Ru配線にAGを併用すると配線遅延を大幅に改善できる
下の画像はそのRu配線で、配線ピッチとアスペクト比を変えながらいろいろ試作した結果である。アスペクト比を4まで引き上げると、どんどん配線領域の面積が増大し、これにともない配線抵抗が下がっているのがわかる。
そのRuの最適化の効果を検討したのが下の画像である、Thin Filmとあるように、これはまだパターニング(配線構成)の前段階、まだエッチングを行なわず全面Ruの膜が覆っている段階での比較である。ここでは接着層やRuの蒸着条件、および蒸着後の主要な処理などについて4種類の最適化技法を行ない、その結果を比較したものである。
Bundle 1とBundle 4で比較すると、Bundle 4の方が配線抵抗が7%ほど減少したとしている。では大きめの結晶になるといいのか? というとそういうわけでもないようで、実際にはOptimization Package 3が一番性能が良く、16%の抵抗削減が実現できたそうだ。
次がAGの効果を示すパラメーターである。要するに誘電体の中にAGを構築するにあたり、どの程度のAGだと効果的か、を示すものだ。横軸は溝の高さそのものである。結果から言えば、部分的にAGを入れるだけでも25%程度寄生容量を減らせ、100%のAGを構成できればさらに効果が高まる可能性がある、としている。
中央のグラフで、例えば比率が0.1というのは、溝の底に10%の高さのAGがあり、残りは全部誘電体で埋められているというもの。1.0は全体が誘電体ではなくAGで構成されていることを示す。ちなみにこれは実験結果を元にシミュレーションした結果とのこと
下の画像は実際にAGあり/なしでRuベースの配線層を構築したもので、配線ピッチ25nmでも間の溝にAGが構成できることを示している。
下の画像、は実際にサブトラクティブで形成したRu配線層とその上層の配線層との接続されている様子と、さらに信号の劣化を比較したものである。少なくともこのレベルで言えば、VIAとの接続による信号の劣化などは確認できず、通常のCu配線の場合と明示的な差はない、という結論になったとする。
上層の配線層の材料は明示されていないが、おそらくCuベースと思われる。
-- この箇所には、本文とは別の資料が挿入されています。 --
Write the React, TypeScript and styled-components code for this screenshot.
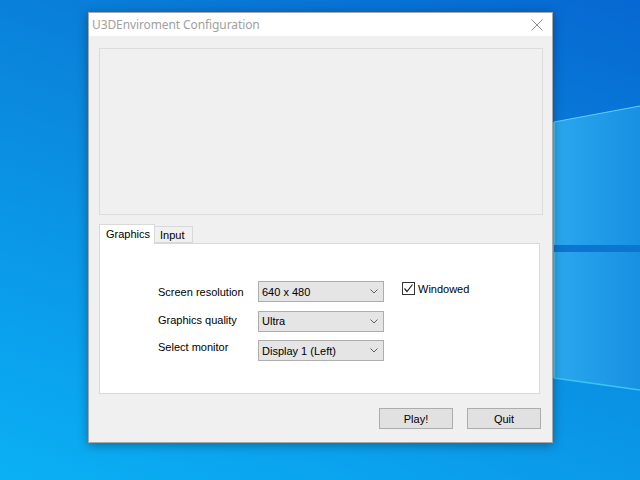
import React from "react";
import styled, { createGlobalStyle } from "styled-components";

const Global = createGlobalStyle`
  html, body { margin: 0; padding: 0; }
  body { width: 640px; height: 480px; overflow: hidden; font-family: "Liberation Sans", Arial, sans-serif; }
`;

const Desktop = styled.div`
  position: relative;
  width: 640px;
  height: 480px;
  overflow: hidden;
  box-sizing: border-box;
  padding: 12px 0 0 88px;
  background: linear-gradient(200deg, #0668d2 0%, #0a86dc 40%, #0aa2ee 80%, #0bb0f4 100%);
`;

const Wallpaper = styled.svg`
  position: absolute;
  inset: 0;
  z-index: 0;
`;

const Window = styled.div`
  position: relative;
  z-index: 1;
  width: 465px;
  height: 431px;
  box-sizing: border-box;
  border: 1px solid #a8a8a8;
  background: #f0f0f0;
  box-shadow: 0 2px 10px rgba(0, 0, 0, 0.35);
  display: flex;
  flex-direction: column;
`;

const TitleBar = styled.div`
  height: 23px;
  background: #ffffff;
  display: flex;
  align-items: center;
  justify-content: space-between;
  padding: 0 9px 0 3px;
`;

const Title = styled.span`
  font-family: "Noto Sans", "Open Sans", sans-serif;
  font-size: 12px;
  color: #a0a0a0;
  letter-spacing: -0.1px;
`;

const Close = styled.svg`
  width: 12px;
  height: 12px;
`;

const Body = styled.div`
  flex: 1;
  display: flex;
  flex-direction: column;
  padding: 12px 9px 0 10px;
`;

const Preview = styled.div`
  height: 167px;
  border: 1px solid #dcdcdc;
  box-sizing: border-box;
  background: #f0f0f0;
`;

const Tabs = styled.div`
  margin-top: 9px;
  margin-right: 3px;
  display: flex;
  flex-direction: column;
`;

const TabStrip = styled.div`
  display: flex;
  align-items: flex-end;
  height: 19px;
  position: relative;
  z-index: 1;
`;

const Tab = styled.div<{ $active?: boolean }>`
  box-sizing: border-box;
  height: ${(p) => (p.$active ? "20px" : "17px")};
  margin-bottom: ${(p) => (p.$active ? "-1px" : "0")};
  width: ${(p) => (p.$active ? "56px" : "38px")};
  border: 1px solid #d9d9d9;
  border-bottom: ${(p) => (p.$active ? "none" : "1px solid #d9d9d9")};
  border-left: ${(p) => (p.$active ? "1px solid #d9d9d9" : "none")};
  background: ${(p) => (p.$active ? "#ffffff" : "#f0f0f0")};
  font-size: 11px;
  color: #000;
  display: flex;
  align-items: ${(p) => (p.$active ? "flex-start" : "center")};
  padding-top: ${(p) => (p.$active ? "3px" : "0")};
  padding-left: ${(p) => (p.$active ? "6px" : "5px")};
`;

const Panel = styled.div`
  height: 151px;
  box-sizing: border-box;
  border: 1px solid #d9d9d9;
  background: #ffffff;
  padding: 37px 0 0 58px;
`;

const Form = styled.div`
  display: grid;
  grid-template-columns: 100px 126px auto;
  grid-template-rows: 21px 21px 21px;
  row-gap: 8.5px;
  column-gap: 0;
  align-items: start;
`;

const Label = styled.div<{ $shift: number }>`
  font-size: 11px;
  color: #000;
  line-height: 13px;
  padding-top: ${(p) => p.$shift}px;
`;

const Combo = styled.div`
  box-sizing: border-box;
  height: 21px;
  border: 1px solid #adadad;
  background: #e5e5e5;
  display: flex;
  align-items: center;
  justify-content: space-between;
  padding: 0 5px 0 3px;
  font-size: 11px;
  color: #000;
`;

const Chevron = styled.svg`
  width: 8px;
  height: 5px;
`;

const CheckRow = styled.label`
  display: flex;
  align-items: center;
  gap: 3px;
  margin-left: 18px;
  font-size: 11px;
  color: #000;
  padding-top: 1px;
`;

const Box = styled.span`
  box-sizing: border-box;
  width: 13px;
  height: 13px;
  border: 1px solid #333;
  background: #fff;
  display: flex;
  align-items: center;
  justify-content: center;
`;

const Buttons = styled.div`
  display: flex;
  justify-content: flex-end;
  gap: 14px;
  margin-top: 14px;
  margin-right: 2px;
`;

const Button = styled.div`
  box-sizing: border-box;
  width: 74px;
  height: 21px;
  border: 1px solid #adadad;
  background: #e1e1e1;
  font-size: 11px;
  color: #000;
  display: flex;
  align-items: center;
  justify-content: center;
`;

const rows = [
  { label: "Screen resolution", value: "640 x 480", shift: 5 },
  { label: "Graphics quality", value: "Ultra", shift: 3 },
  { label: "Select monitor", value: "Display 1 (Left)", shift: 1 },
];

const ChevronIcon = () => (
  <Chevron viewBox="0 0 8 5">
    <path d="M0.5 0.5 L4 4 L7.5 0.5" fill="none" stroke="#606060" strokeWidth="1" />
  </Chevron>
);

export default function App() {
  return (
    <Desktop>
      <Global />
      <Wallpaper width="640" height="480" viewBox="0 0 640 480">
        <defs>
          <linearGradient id="pane" x1="0" y1="0" x2="1" y2="0">
            <stop offset="0" stopColor="#2aa8ee" />
            <stop offset="1" stopColor="#1790e2" />
          </linearGradient>
        </defs>
        <polygon points="554,122 640,106 640,245 554,245" fill="url(#pane)" />
        <polygon points="554,252 640,252 640,390 554,378" fill="url(#pane)" />
        <line x1="554" y1="122" x2="640" y2="106" stroke="#5fd0f7" strokeWidth="1" />
        <line x1="554" y1="122" x2="554" y2="378" stroke="#5fd0f7" strokeWidth="1.5" />
        <line x1="554" y1="378" x2="640" y2="390" stroke="#3cc4f4" strokeWidth="1.5" />
        <rect x="554" y="245" width="86" height="7" fill="#0d74cf" />
      </Wallpaper>
      <Window>
        <TitleBar>
          <Title>U3DEnviroment Configuration</Title>
          <Close viewBox="0 0 12 12">
            <path d="M0.5 0.5 L11.5 11.5 M11.5 0.5 L0.5 11.5" stroke="#909090" strokeWidth="1" />
          </Close>
        </TitleBar>
        <Body>
          <Preview />
          <Tabs>
            <TabStrip>
              <Tab $active>Graphics</Tab>
              <Tab>Input</Tab>
            </TabStrip>
            <Panel>
              <Form>
                {rows.map((r, i) => (
                  <React.Fragment key={r.label}>
                    <Label $shift={r.shift}>{r.label}</Label>
                    <Combo>
                      <span>{r.value}</span>
                      <ChevronIcon />
                    </Combo>
                    {i === 0 ? (
                      <CheckRow>
                        <Box>
                          <svg width="11" height="11" viewBox="0 0 11 11">
                            <path d="M1.5 5.5 L4 8.5 L9.5 1.5" fill="none" stroke="#222" strokeWidth="1.2" />
                          </svg>
                        </Box>
                        Windowed
                      </CheckRow>
                    ) : (
                      <span />
                    )}
                  </React.Fragment>
                ))}
              </Form>
            </Panel>
          </Tabs>
          <Buttons>
            <Button>Play!</Button>
            <Button>Quit</Button>
          </Buttons>
        </Body>
      </Window>
    </Desktop>
  );
}
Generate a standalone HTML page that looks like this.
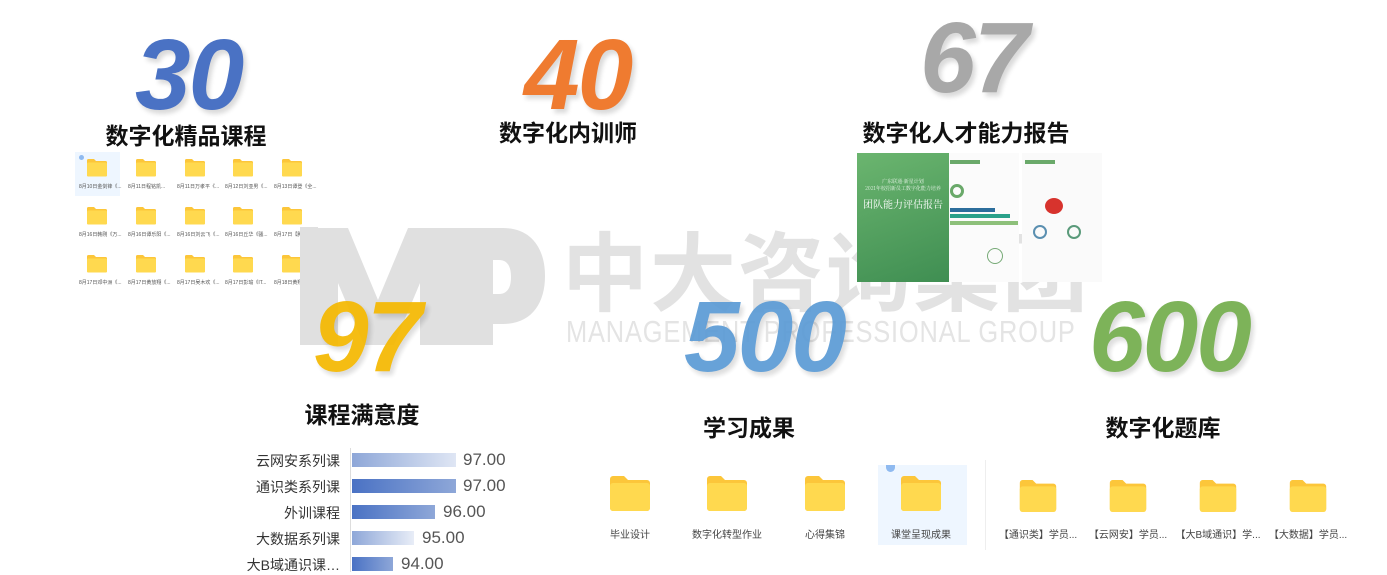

VIAは色から見てこれもCuで、M0~M3あたりで使われるTa(タングステン)ではない模様。あくまでもテスト用なので問題はないだろう
また配線層の構成にあたっては、VIAのPunch-throughという現象を防ぐ必要がある。これは垂直方向の貫通VIAがAGを「突き抜けてしまう」ことだ。
記事冒頭の画像右側の写真がこれ。VIAが正しくRu配線につながっている(一番左のVIA)ものもあるが、あとの5本のVIAは全部変な場所になっている。ただそうした場合でもAGが潰れたり、誘電体をVIAが突き抜けたりしていないことが確認できたとする
従来はこれを防ぐため、隣接する次のVIAにAGが構成されないように、余分なパターニング作業が必要になっていた。ところが今回意図的にVIAを本来の位置とずらして構成したところ、確かにVIAは変な位置に構築されたが、それがAGを壊したり突き抜けたりしていなかった。要するにAGを利用するための余分なパターニング作業を省けることが確認できた、としている。
結論としては、Ruを利用することでより微細化した配線層を現状のプロセスの延長で製造可能であり、配線抵抗を大幅に減らせるほか、AGを併用することで寄生容量も減らせ、結果として配線遅延の問題を大幅に改善でき、今後のトランジスタ微細化にともなう配線密度向上にも耐えられる「可能性がある」ことが示された、とする。
問題はまだ実際に高密度配線が可能かどうかは不明なことで、次はピッチ10nm台の配線層構築などを実際に行なってその特性を調べる必要がある。また(これはCoも同じだが)Ruは熱伝導率が低いことや、貴金属ということでコストが高いこと、あと変わったところでは他元素と混ざりやすく、リサイクルが大変といった問題もある。こうした問題を解決しつつ、実際に製品に採用されるようになるのは、これも早くて2030年代以降だろうと思われる。